Despite the receding impacts of the COVID-19 pandemic — which precipitated the patio expansion — local businesses (restauranteurs and other food and beverage establishments) communicated to City staff that supply chain, staffing, housing and wage complications continue to challenge the economic vitality of Nelson’s downtown.

“The past four seasons of sidewalk café (patio) operations have been very successful in augmenting the vibrancy of downtown and aiding economic success of local businesses,” said Arcand.

He pointed to a 2020 survey showed that the vast majority of respondents generally liked patios in the downtown. For three seasons (2020, 2021 and 2022) council waived fees and amended the Sidewalk Café Bylaw to allow for temporary footprint expansions.

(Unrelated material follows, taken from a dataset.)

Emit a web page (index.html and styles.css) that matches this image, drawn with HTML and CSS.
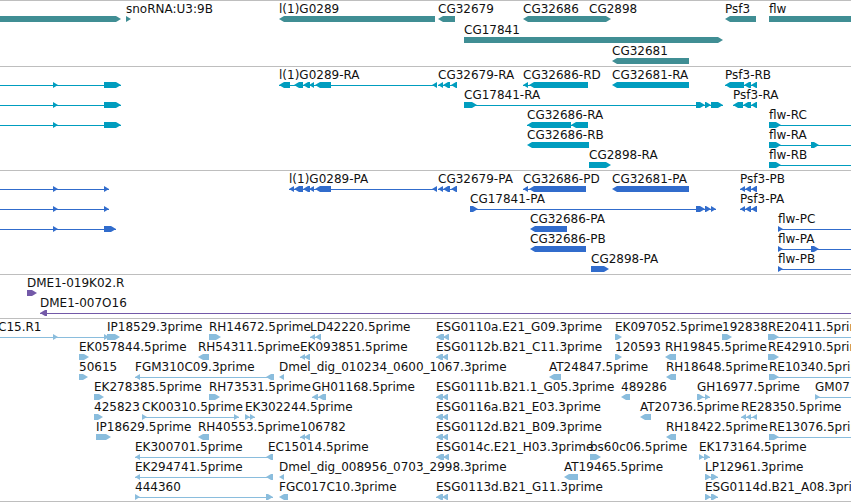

“This was done to enable businesses to maintain service capacity during the pandemic, while also maintaining a thriving and balanced use of public space downtown,” said Arcand.

Post-pandemic, it was intended patios would shrink back to pre-pandemic designs and dimensions in the bylaw.

“However, it has been communicated to staff that expanding the dimensions of patios into an adjacent business frontage and into an adjacent parking stall offers a significant economic boost,” Arcand explained.

Last year two operators expanded their patio frontage to occupy additional parking spaces.

COVID expansion

In 2020, as part of the City’s pandemic recovery efforts, the café bylaw was changed to allow for the patios to expand onto the neighbouring parking stall.

This still required permission from the adjacent business. However, the bylaw had a clause that allowed the director of Development Services to permit this expansion under extraordinary circumstances.

The bylaw wording is now changed in a way to list the criteria to allow for such expansion and remove the discretionary approval clause.

As well, the bylaw prohibits no new combustible gas exterior heaters be installed.

However, a bylaw amendment — slated for March 2025 — will address the use of fossil fuel heaters. Until then, notice will be provided to restaurant owners that fossil fuel heaters will no longer be permitted prior to the 2025 patio season.

Rising real estate

Given recent changes to the parking meter fees, City staff requested that the Fees and Charge Bylaw be amended to ensure that the use of a parking stall for the purpose of a sidewalk café reflect the fees.